## Exercise prompt:
For this exercise, repeat all of the material verbatim apart from its images.

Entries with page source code
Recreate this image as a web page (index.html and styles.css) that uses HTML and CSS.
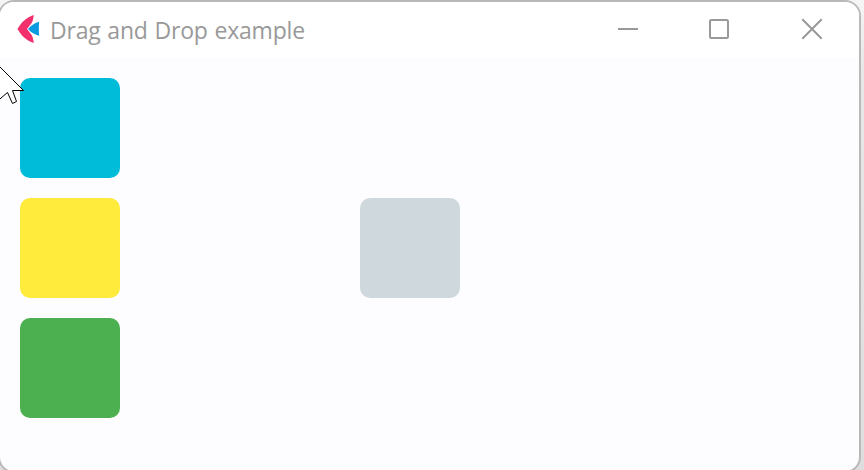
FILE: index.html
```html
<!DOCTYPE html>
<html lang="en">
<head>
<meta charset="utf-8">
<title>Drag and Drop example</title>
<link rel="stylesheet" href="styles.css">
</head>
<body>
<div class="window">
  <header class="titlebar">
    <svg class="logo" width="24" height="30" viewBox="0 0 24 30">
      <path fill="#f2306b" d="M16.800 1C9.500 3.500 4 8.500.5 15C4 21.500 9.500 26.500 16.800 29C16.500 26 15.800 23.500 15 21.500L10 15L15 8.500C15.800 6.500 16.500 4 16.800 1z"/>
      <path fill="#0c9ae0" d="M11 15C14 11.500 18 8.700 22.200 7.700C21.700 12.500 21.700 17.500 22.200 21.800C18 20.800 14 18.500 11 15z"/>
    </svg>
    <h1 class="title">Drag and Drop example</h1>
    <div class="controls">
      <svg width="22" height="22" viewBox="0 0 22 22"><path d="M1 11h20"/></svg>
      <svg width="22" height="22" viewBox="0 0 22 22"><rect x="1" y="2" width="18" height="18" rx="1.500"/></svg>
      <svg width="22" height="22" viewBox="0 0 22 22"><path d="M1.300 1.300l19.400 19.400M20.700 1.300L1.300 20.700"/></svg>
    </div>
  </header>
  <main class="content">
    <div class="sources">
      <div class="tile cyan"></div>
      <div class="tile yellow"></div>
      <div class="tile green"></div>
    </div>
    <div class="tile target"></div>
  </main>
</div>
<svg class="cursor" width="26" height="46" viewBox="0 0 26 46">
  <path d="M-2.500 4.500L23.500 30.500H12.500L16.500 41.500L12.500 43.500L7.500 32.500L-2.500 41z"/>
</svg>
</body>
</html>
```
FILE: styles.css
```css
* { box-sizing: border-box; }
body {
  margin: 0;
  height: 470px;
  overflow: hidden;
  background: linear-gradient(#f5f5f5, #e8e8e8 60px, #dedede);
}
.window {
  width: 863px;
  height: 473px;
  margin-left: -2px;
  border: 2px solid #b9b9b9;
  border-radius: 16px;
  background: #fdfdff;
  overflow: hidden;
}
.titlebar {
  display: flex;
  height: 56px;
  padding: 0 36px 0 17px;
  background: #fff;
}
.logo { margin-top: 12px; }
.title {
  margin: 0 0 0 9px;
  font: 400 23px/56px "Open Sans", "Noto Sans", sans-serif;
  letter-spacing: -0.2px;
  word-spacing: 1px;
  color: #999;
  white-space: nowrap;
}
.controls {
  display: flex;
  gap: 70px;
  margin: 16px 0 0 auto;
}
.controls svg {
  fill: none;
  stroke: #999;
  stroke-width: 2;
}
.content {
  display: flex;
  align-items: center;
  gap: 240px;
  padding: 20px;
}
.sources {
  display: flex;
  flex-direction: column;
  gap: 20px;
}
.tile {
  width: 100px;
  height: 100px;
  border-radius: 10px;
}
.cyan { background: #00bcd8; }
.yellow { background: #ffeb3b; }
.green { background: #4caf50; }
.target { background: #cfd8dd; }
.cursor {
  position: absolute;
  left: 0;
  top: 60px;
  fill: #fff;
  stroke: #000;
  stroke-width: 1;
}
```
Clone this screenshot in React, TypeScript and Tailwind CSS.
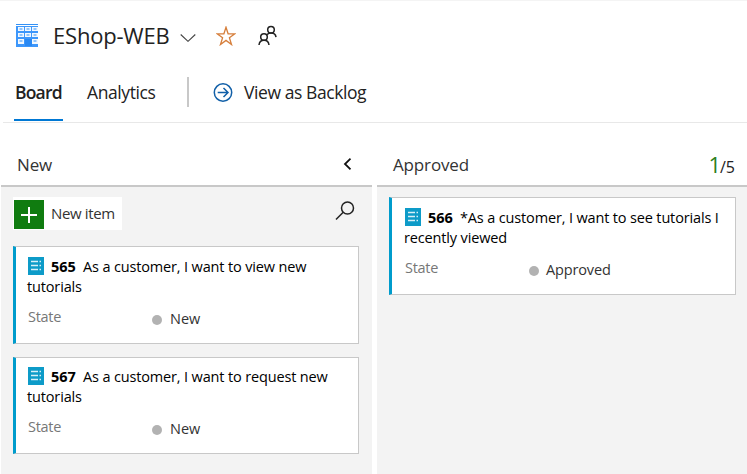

## Written answer:
Recreate this image as a web page (index.html and styles.css) that uses HTML and CSS.
FILE: index.html
```html
<!DOCTYPE html>
<html lang="en">
<head>
<meta charset="utf-8">
<title>Drag and Drop example</title>
<link rel="stylesheet" href="styles.css">
</head>
<body>
<div class="window">
  <header class="titlebar">
    <svg class="logo" width="24" height="30" viewBox="0 0 24 30">
      <path fill="#f2306b" d="M16.800 1C9.500 3.500 4 8.500.5 15C4 21.500 9.500 26.500 16.800 29C16.500 26 15.800 23.500 15 21.500L10 15L15 8.500C15.800 6.500 16.500 4 16.800 1z"/>
      <path fill="#0c9ae0" d="M11 15C14 11.500 18 8.700 22.200 7.700C21.700 12.500 21.700 17.500 22.200 21.800C18 20.800 14 18.500 11 15z"/>
    </svg>
    <h1 class="title">Drag and Drop example</h1>
    <div class="controls">
      <svg width="22" height="22" viewBox="0 0 22 22"><path d="M1 11h20"/></svg>
      <svg width="22" height="22" viewBox="0 0 22 22"><rect x="1" y="2" width="18" height="18" rx="1.500"/></svg>
      <svg width="22" height="22" viewBox="0 0 22 22"><path d="M1.300 1.300l19.400 19.400M20.700 1.300L1.300 20.700"/></svg>
    </div>
  </header>
  <main class="content">
    <div class="sources">
      <div class="tile cyan"></div>
      <div class="tile yellow"></div>
      <div class="tile green"></div>
    </div>
    <div class="tile target"></div>
  </main>
</div>
<svg class="cursor" width="26" height="46" viewBox="0 0 26 46">
  <path d="M-2.500 4.500L23.500 30.500H12.500L16.500 41.500L12.500 43.500L7.500 32.500L-2.500 41z"/>
</svg>
</body>
</html>
```
FILE: styles.css
```css
* { box-sizing: border-box; }
body {
  margin: 0;
  height: 470px;
  overflow: hidden;
  background: linear-gradient(#f5f5f5, #e8e8e8 60px, #dedede);
}
.window {
  width: 863px;
  height: 473px;
  margin-left: -2px;
  border: 2px solid #b9b9b9;
  border-radius: 16px;
  background: #fdfdff;
  overflow: hidden;
}
.titlebar {
  display: flex;
  height: 56px;
  padding: 0 36px 0 17px;
  background: #fff;
}
.logo { margin-top: 12px; }
.title {
  margin: 0 0 0 9px;
  font: 400 23px/56px "Open Sans", "Noto Sans", sans-serif;
  letter-spacing: -0.2px;
  word-spacing: 1px;
  color: #999;
  white-space: nowrap;
}
.controls {
  display: flex;
  gap: 70px;
  margin: 16px 0 0 auto;
}
.controls svg {
  fill: none;
  stroke: #999;
  stroke-width: 2;
}
.content {
  display: flex;
  align-items: center;
  gap: 240px;
  padding: 20px;
}
.sources {
  display: flex;
  flex-direction: column;
  gap: 20px;
}
.tile {
  width: 100px;
  height: 100px;
  border-radius: 10px;
}
.cyan { background: #00bcd8; }
.yellow { background: #ffeb3b; }
.green { background: #4caf50; }
.target { background: #cfd8dd; }
.cursor {
  position: absolute;
  left: 0;
  top: 60px;
  fill: #fff;
  stroke: #000;
  stroke-width: 1;
}
```
Clone this screenshot in React, TypeScript and Tailwind CSS.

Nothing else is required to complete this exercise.